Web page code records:
________________
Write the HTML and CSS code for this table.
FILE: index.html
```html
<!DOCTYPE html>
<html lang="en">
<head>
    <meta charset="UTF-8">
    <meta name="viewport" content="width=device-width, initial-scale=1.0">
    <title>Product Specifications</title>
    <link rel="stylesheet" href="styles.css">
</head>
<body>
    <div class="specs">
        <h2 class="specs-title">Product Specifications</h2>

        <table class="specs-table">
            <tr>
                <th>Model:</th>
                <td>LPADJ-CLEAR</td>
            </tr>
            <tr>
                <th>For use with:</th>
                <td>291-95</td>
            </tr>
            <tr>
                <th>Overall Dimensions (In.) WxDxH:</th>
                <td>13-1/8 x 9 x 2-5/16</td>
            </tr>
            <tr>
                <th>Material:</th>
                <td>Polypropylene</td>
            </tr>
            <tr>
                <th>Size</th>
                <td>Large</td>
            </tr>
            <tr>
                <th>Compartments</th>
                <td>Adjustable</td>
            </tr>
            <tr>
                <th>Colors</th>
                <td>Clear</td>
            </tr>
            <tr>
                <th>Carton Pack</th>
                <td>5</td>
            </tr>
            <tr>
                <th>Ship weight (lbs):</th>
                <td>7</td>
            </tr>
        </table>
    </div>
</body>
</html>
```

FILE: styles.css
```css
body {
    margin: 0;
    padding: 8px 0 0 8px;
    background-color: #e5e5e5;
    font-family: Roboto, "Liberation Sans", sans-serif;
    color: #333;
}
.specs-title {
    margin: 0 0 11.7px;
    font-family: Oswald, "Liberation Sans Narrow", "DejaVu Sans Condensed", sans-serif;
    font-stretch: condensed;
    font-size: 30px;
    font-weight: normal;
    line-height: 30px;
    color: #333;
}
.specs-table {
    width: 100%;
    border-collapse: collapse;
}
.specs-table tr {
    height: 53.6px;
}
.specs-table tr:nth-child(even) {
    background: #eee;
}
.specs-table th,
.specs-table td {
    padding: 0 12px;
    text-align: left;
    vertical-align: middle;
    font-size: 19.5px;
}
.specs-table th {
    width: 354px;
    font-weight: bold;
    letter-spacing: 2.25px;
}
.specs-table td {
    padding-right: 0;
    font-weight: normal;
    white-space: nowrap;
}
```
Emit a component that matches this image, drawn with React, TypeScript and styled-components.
________________
» **WHAT YOU HAVE TO DO**: Extract all lines containing the word "this".

» **RESPONSE**:
Write the HTML and CSS code for this table.
Emit a component that matches this image, drawn with React, TypeScript and styled-components.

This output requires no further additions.